7. Relevant legislation applied (if known): For the crime of “gathering a crowd to disrupt the order of a public place,” Article 291 of the Criminal Law of the People’s Republic of China stipulates a fixed-term imprisonment of not more than five years, criminal detention or public surveillance to those who are gathered to disturb order at railway stations or bus terminals, wharves, civil airports, marketplaces, parks, theaters, cinemas, exhibition halls, sports grounds or other public places, or to block traffic or undermine traffic order, or resist or obstruct public security administrators of the State from carrying out their duties according to law, if the circumstances are serious.
IV. Describe the circumstances of the arrest and/or the detention and indicate precise reasons why you consider the arrest or detention to the arbitrary
Xu Zhiyong was criminally detained on July 16, 2013. When seizing Mr. Xu, police searched his residence and took away three computers, a cell phone, and other personal belongings. On July 18, police prevented Xu’s defense lawyer Liu Weiguo (刘卫国) from seeing Xu at Beijing No. 3 Detention Center. Officers then took away lawyer Liu and held him at the Daxing Public Security Bureau’s Sun Village Police Station, where police reportedly beat him before eventually releasing him. Officers also took into custody several of Xu’s supporters who came to the detention center to leave money for him.
The Beijing Municipal No. 1 Intermediate People’s Court tried Mr. Xu on January 22, 2014. No media was allowed to enter the courtroom, and only two families members were allowed to attend the trial. Xu and his lawyers remained silent throughout court proceedings to protest flagrant violations of legal procedures, which included defense witnesses not being allowed to testify (see more details in following paragraph), and those who have been detained for the same alleged crime were unable to speak to “evidence” against Xu presented by prosecutors. On January 26, the Beijing Municipal No. 1 Intermediate People’s Court sentenced Mr. Xu to a four-year prison sentence for “gathering a crowd to disrupt order of a public place.” Xu’s sentence is one year short of the maximum allowed by Chinese law for the alleged crime.
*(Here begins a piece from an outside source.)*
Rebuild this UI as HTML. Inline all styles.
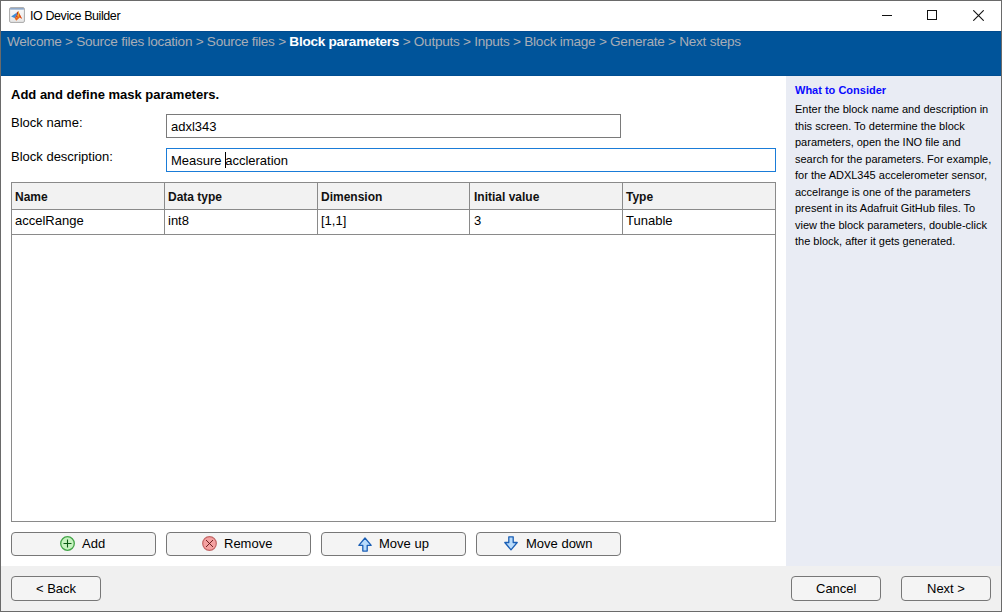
<!DOCTYPE html>
<html><head><meta charset="utf-8">
<style>
*{margin:0;padding:0;box-sizing:border-box}
html,body{width:1002px;height:612px;overflow:hidden;background:#fff}
body{position:relative;font-family:"Liberation Sans",sans-serif;color:#000}
.abs{position:absolute}
#win{position:absolute;left:0;top:0;width:1002px;height:612px;border:1px solid #6a6a6a}
#title{position:absolute;left:30px;top:8px;font-size:12.5px;letter-spacing:-0.42px;line-height:16px;white-space:nowrap;color:#000}
#banner{position:absolute;left:1px;top:31px;width:1000px;height:45px;background:#00549a;border-top:1px solid #004a8e;border-bottom:1px solid #004e92}
#crumb{position:absolute;left:7px;top:34px;font-size:13.6px;letter-spacing:-0.27px;line-height:16px;white-space:nowrap;color:#a8adb6}
#crumb b{color:#fff}
#help{position:absolute;left:786px;top:76px;width:215px;height:490px;background:#e9ecf4}
#help h4{position:absolute;left:9px;top:7px;font-size:11px;font-weight:bold;color:#0a0aff;white-space:nowrap;line-height:14px}
#help p{position:absolute;left:9px;top:25px;white-space:nowrap;font-size:11px;line-height:16.5px;color:#000}
#footer{position:absolute;left:1px;top:566px;width:1000px;height:45px;background:#f0f0f0}
.lbl{position:absolute;font-size:13px;line-height:16px;white-space:nowrap}
.inp{position:absolute;border:1px solid #7a7a7a;background:#fff;height:24px}
.inp span{position:absolute;left:4px;top:4px;font-size:13px;line-height:16px;white-space:nowrap}
#tbl{position:absolute;left:11px;top:182px;width:765px;height:340px;border:1px solid #8a8a8a;background:#fff}
.hdr{position:absolute;left:0;top:0;width:763px;height:27px;background:#f2f2f2;border-bottom:1px solid #8a8a8a}
.row{position:absolute;left:0;top:27px;width:763px;height:25px;border-bottom:1px solid #8a8a8a}
.vl{position:absolute;top:0;width:1px;height:51px;background:#8a8a8a}
.hc{position:absolute;top:7px;font-size:12px;font-weight:bold;line-height:14px;white-space:nowrap;color:#111}
.dc{position:absolute;top:4px;font-size:13px;line-height:16px;white-space:nowrap;color:#000}
.btn{position:absolute;height:24px;border:1px solid #777;border-radius:4px;background:#f4f4f4}
.btn .t{position:absolute;top:3px;font-size:13px;line-height:16px;white-space:nowrap}
</style></head><body>
<div id="win"></div>
<!-- title icon -->
<svg class="abs" style="left:9px;top:7px" width="16" height="16" viewBox="0 0 16 16">
  <defs>
    <linearGradient id="ib" x1="0" y1="0" x2="0" y2="1"><stop offset="0" stop-color="#fbfbfb"/><stop offset="1" stop-color="#e6e6e6"/></linearGradient>
  </defs>
  <rect x="0.6" y="0.6" width="14.8" height="14.8" rx="1.3" fill="url(#ib)" stroke="#a8a8a8" stroke-width="1"/>
  <rect x="1.1" y="1.1" width="13.8" height="1.5" fill="#87a2c6"/>
  <path d="M2.1 9.4 L7.6 5.8 L8 7.5 L5.6 11 Z" fill="#3f8ed6"/>
  <path d="M7.6 5.8 L9.4 4 L9 7 L7.5 10.5 L5.6 11 L8 7.5 Z" fill="#b8321e"/>
  <path d="M9.4 4 L10.5 7 L13 11.7 L10.8 10.5 L7.2 13.7 L5.6 11 L7.5 10.5 L9 7 Z" fill="#ea6a1c"/>
  <path d="M9.4 4 L10 6 L9.8 9.5 L9 10 L9 7 Z" fill="#f4c02c"/>
  <path d="M10 6 L13 11.7 L11.6 11 L10.5 9 Z" fill="#d9441a"/>
</svg>
<div id="title">IO Device Builder</div>
<!-- window controls -->
<div class="abs" style="left:882px;top:15px;width:10px;height:1px;background:#111"></div>
<div class="abs" style="left:927px;top:10px;width:10px;height:10px;border:1px solid #111"></div>
<svg class="abs" style="left:973px;top:10px" width="11" height="11" viewBox="0 0 11 11"><path d="M0.3 0.3 L10.7 10.7 M10.7 0.3 L0.3 10.7" stroke="#111" stroke-width="1.1"/></svg>

<div id="banner"></div>
<div id="crumb">Welcome &gt; Source files location &gt; Source files &gt; <b>Block parameters</b> &gt; Outputs &gt; Inputs &gt; Block image &gt; Generate &gt; Next steps</div>

<div id="help">
  <h4>What to Consider</h4>
  <p>Enter the block name and description in<br>this screen. To determine the block<br>parameters, open the INO file and<br>search for the parameters. For example,<br>for the ADXL345 accelerometer sensor,<br>accelrange is one of the parameters<br>present in its Adafruit GitHub files. To<br>view the block parameters, double-click<br>the block, after it gets generated.</p>
</div>

<div class="lbl" style="left:11px;top:87px;font-weight:bold">Add and define mask parameters.</div>
<div class="lbl" style="left:11px;top:115px">Block name:</div>
<div class="lbl" style="left:11px;top:149px">Block description:</div>
<div class="inp" style="left:166px;top:114px;width:455px"><span>adxl343</span></div>
<div class="inp" style="left:166px;top:148px;width:610px;border-color:#1a7cd8"><span>Measure accleration</span></div>
<div class="abs" style="left:225px;top:152px;width:1px;height:16px;background:#000"></div>

<div id="tbl">
  <div class="hdr"></div>
  <div class="row"></div>
  <div class="vl" style="left:152px"></div>
  <div class="vl" style="left:305px"></div>
  <div class="vl" style="left:457px"></div>
  <div class="vl" style="left:610px"></div>
  <div class="hc" style="left:3px">Name</div>
  <div class="hc" style="left:156px">Data type</div>
  <div class="hc" style="left:309px">Dimension</div>
  <div class="hc" style="left:462px">Initial value</div>
  <div class="hc" style="left:614px">Type</div>
  <div class="dc" style="left:3px;top:30px">accelRange</div>
  <div class="dc" style="left:156px;top:30px">int8</div>
  <div class="dc" style="left:309px;top:30px">[1,1]</div>
  <div class="dc" style="left:462px;top:30px">3</div>
  <div class="dc" style="left:614px;top:30px">Tunable</div>
</div>

<div class="btn" style="left:11px;top:532px;width:145px">
  <svg class="abs" style="left:48px;top:3px" width="15" height="15" viewBox="0 0 15 15"><circle cx="7.5" cy="7.5" r="6.8" fill="#c6f2bf" stroke="#42a447" stroke-width="1.3"/><path d="M3.5 7.5 H11.5 M7.5 3.5 V11.5" stroke="#0b5a14" stroke-width="1.1"/></svg>
  <span class="t" style="left:70px">Add</span>
</div>
<div class="btn" style="left:166px;top:532px;width:145px">
  <svg class="abs" style="left:35px;top:3px" width="15" height="15" viewBox="0 0 15 15"><circle cx="7.5" cy="7.5" r="6.8" fill="#f4a1a1" stroke="#c26464" stroke-width="1.2"/><path d="M4 4 L11 11 M11 4 L4 11" stroke="#5c1414" stroke-width="0.9"/></svg>
  <span class="t" style="left:57px">Remove</span>
</div>
<div class="btn" style="left:321px;top:532px;width:145px">
  <svg class="abs" style="left:36px;top:4px" width="15" height="16" viewBox="0 0 15 16"><path d="M7 1 L13.2 8.3 H9.2 V14.1 H4.8 V8.3 H0.8 Z" fill="#b9dcfc" stroke="#1b5fb5" stroke-width="1.3" stroke-linejoin="round"/></svg>
  <span class="t" style="left:57px">Move up</span>
</div>
<div class="btn" style="left:476px;top:532px;width:145px">
  <svg class="abs" style="left:27px;top:3px" width="15" height="16" viewBox="0 0 15 16"><path d="M7 13.8 L13.2 6.5 H9.2 V0.8 H4.8 V6.5 H0.8 Z" fill="#b9dcfc" stroke="#1b5fb5" stroke-width="1.3" stroke-linejoin="round"/></svg>
  <span class="t" style="left:49px">Move down</span>
</div>

<div id="footer"></div>
<div class="btn" style="left:11px;top:576px;width:90px;height:25px"><span class="t" style="left:24px;top:4px">&lt; Back</span></div>
<div class="btn" style="left:791px;top:576px;width:90px;height:25px"><span class="t" style="left:24px;top:4px">Cancel</span></div>
<div class="btn" style="left:901px;top:576px;width:90px;height:25px"><span class="t" style="left:25px;top:4px">Next &gt;</span></div>
</body></html>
Just prior to Mr. Xu’s trial, police harassed and intimidated Xu’s supporters and others who wished to observe the court proceedings, creating a suppressive atmosphere similar to that before the trials of other prominent Chinese activists. Police blocked several major intersections surrounding the courthouse and restricted the movement of dozens of supporters who had applied to attend the hearing, placing some under house arrest. Beijing authorities also reportedly monitored places where petitioners gather in the capital, conducting searches and detaining many of them. Police blocked supporters—including petitioners, activists, netizens, foreign diplomats, and journalists—from getting close to the courthouse during the hearing. Police took away lawyer Liang Xiaojun (梁小军) and activist Chen Yunfei (陈云飞), who were released several hours later. Many petitioners taken from the scene were held in a police station for days, along with activists from Shanghai, Liaoning, and Beijing. Many petitioners were sent to illegal “black jails” for trying to attend the trial, and released only after the end of the trial. All of these circumstances made the proceedings tantamount to a closed trial. This constitutes a clear violation of the CPL, which stipulates that first-instance trials shall be heard in public (Articles 11 and 152 of the 1996 CPL; Article 183 of the 2013 CPL).
Mr. Xu has been detained and tried solely on the basis of the peaceful exercise of his rights guaranteed under the Universal Declaration of Human Rights (UDHR). Specifically, under the Working Group’s criteria for determining when a deprivation of liberty is arbitrary, the circumstances of their detentions satisfy both Category II (i.e., when the deprivation of liberty results from the exercise of the rights or freedoms guaranteed by articles 7, 13, 14, 18, 19, 20, and 21 of the UDHR and Category III (i.e., when the total or partial non-observance of the international norms relating to the right to a fair trial, spelled out in the UDHR and in the relevant international instruments accepted by the States concerned, is of such gravity as to give the deprivation of liberty an arbitrary character).
V. Indicate internal steps, including domestic remedies, taken especially with the legal and administrative authorities, particularly for the purpose of establishing the detention and, as appropriate, their results or the reasons why such steps or remedies were ineffective or why they were not taken
Mr. Xu’s defense lawyers have published online updates on Xu’s case, and a joint statement calling for his release has been signed by hundreds of supporters.
Lawyer Liu Weiguo has also published a statement online to protest the injustice that he faced during the process of defending Xu’s case. Rights activists nationwide have showed much support for Xu and protested against authorities in various ways as well, including by: taking to the streets to hold banners, writing joint appeals, and applying in large numbers to observe trial proceedings. In retaliation, authorities have detained or harassed many of these supporters.
On February 3, 2014, Xu appealed the verdict of the first-instance trial to a higher court.